BEGIN RECORDED DATA
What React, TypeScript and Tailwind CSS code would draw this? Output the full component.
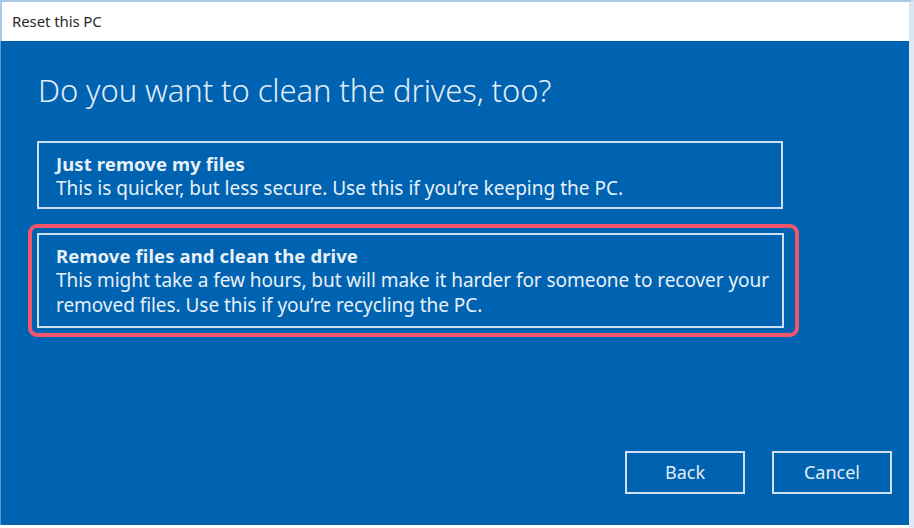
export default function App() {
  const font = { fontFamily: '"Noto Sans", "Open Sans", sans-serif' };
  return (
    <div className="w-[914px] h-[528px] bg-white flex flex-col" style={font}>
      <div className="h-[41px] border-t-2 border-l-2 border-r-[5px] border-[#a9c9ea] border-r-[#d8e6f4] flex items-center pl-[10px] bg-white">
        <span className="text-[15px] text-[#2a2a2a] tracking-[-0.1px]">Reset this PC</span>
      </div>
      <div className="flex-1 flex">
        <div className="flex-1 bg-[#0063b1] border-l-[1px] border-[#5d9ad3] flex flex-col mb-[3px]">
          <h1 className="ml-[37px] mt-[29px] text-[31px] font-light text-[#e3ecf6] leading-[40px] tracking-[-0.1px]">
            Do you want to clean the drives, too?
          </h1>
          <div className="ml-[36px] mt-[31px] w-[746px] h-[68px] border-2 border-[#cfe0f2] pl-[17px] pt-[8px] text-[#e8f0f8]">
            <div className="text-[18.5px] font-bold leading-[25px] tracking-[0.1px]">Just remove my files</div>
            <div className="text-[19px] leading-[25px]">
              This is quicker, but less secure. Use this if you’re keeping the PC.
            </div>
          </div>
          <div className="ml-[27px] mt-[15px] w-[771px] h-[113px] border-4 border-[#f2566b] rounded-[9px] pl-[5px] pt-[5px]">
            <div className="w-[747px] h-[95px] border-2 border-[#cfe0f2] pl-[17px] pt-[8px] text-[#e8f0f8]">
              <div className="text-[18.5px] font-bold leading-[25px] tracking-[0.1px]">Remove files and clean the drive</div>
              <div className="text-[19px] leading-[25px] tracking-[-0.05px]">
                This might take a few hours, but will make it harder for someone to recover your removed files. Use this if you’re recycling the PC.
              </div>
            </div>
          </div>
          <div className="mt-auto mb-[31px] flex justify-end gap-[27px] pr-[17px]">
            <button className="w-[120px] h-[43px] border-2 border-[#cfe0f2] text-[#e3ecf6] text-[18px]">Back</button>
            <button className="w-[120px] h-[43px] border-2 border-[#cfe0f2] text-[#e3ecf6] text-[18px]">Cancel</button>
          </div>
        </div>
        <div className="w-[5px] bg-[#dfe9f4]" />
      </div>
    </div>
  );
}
END RECORDED DATA
» TASK PROMPT
Copy the listing word for word, excluding its pictures.

» RESULT FOR THIS TASK
What React, TypeScript and Tailwind CSS code would draw this? Output the full component.
export default function App() {
  const font = { fontFamily: '"Noto Sans", "Open Sans", sans-serif' };
  return (
    <div className="w-[914px] h-[528px] bg-white flex flex-col" style={font}>
      <div className="h-[41px] border-t-2 border-l-2 border-r-[5px] border-[#a9c9ea] border-r-[#d8e6f4] flex items-center pl-[10px] bg-white">
        <span className="text-[15px] text-[#2a2a2a] tracking-[-0.1px]">Reset this PC</span>
      </div>
      <div className="flex-1 flex">
        <div className="flex-1 bg-[#0063b1] border-l-[1px] border-[#5d9ad3] flex flex-col mb-[3px]">
          <h1 className="ml-[37px] mt-[29px] text-[31px] font-light text-[#e3ecf6] leading-[40px] tracking-[-0.1px]">
            Do you want to clean the drives, too?
          </h1>
          <div className="ml-[36px] mt-[31px] w-[746px] h-[68px] border-2 border-[#cfe0f2] pl-[17px] pt-[8px] text-[#e8f0f8]">
            <div className="text-[18.5px] font-bold leading-[25px] tracking-[0.1px]">Just remove my files</div>
            <div className="text-[19px] leading-[25px]">
              This is quicker, but less secure. Use this if you’re keeping the PC.
            </div>
          </div>
          <div className="ml-[27px] mt-[15px] w-[771px] h-[113px] border-4 border-[#f2566b] rounded-[9px] pl-[5px] pt-[5px]">
            <div className="w-[747px] h-[95px] border-2 border-[#cfe0f2] pl-[17px] pt-[8px] text-[#e8f0f8]">
              <div className="text-[18.5px] font-bold leading-[25px] tracking-[0.1px]">Remove files and clean the drive</div>
              <div className="text-[19px] leading-[25px] tracking-[-0.05px]">
                This might take a few hours, but will make it harder for someone to recover your removed files. Use this if you’re recycling the PC.
              </div>
            </div>
          </div>
          <div className="mt-auto mb-[31px] flex justify-end gap-[27px] pr-[17px]">
            <button className="w-[120px] h-[43px] border-2 border-[#cfe0f2] text-[#e3ecf6] text-[18px]">Back</button>
            <button className="w-[120px] h-[43px] border-2 border-[#cfe0f2] text-[#e3ecf6] text-[18px]">Cancel</button>
          </div>
        </div>
        <div className="w-[5px] bg-[#dfe9f4]" />
      </div>
    </div>
  );
}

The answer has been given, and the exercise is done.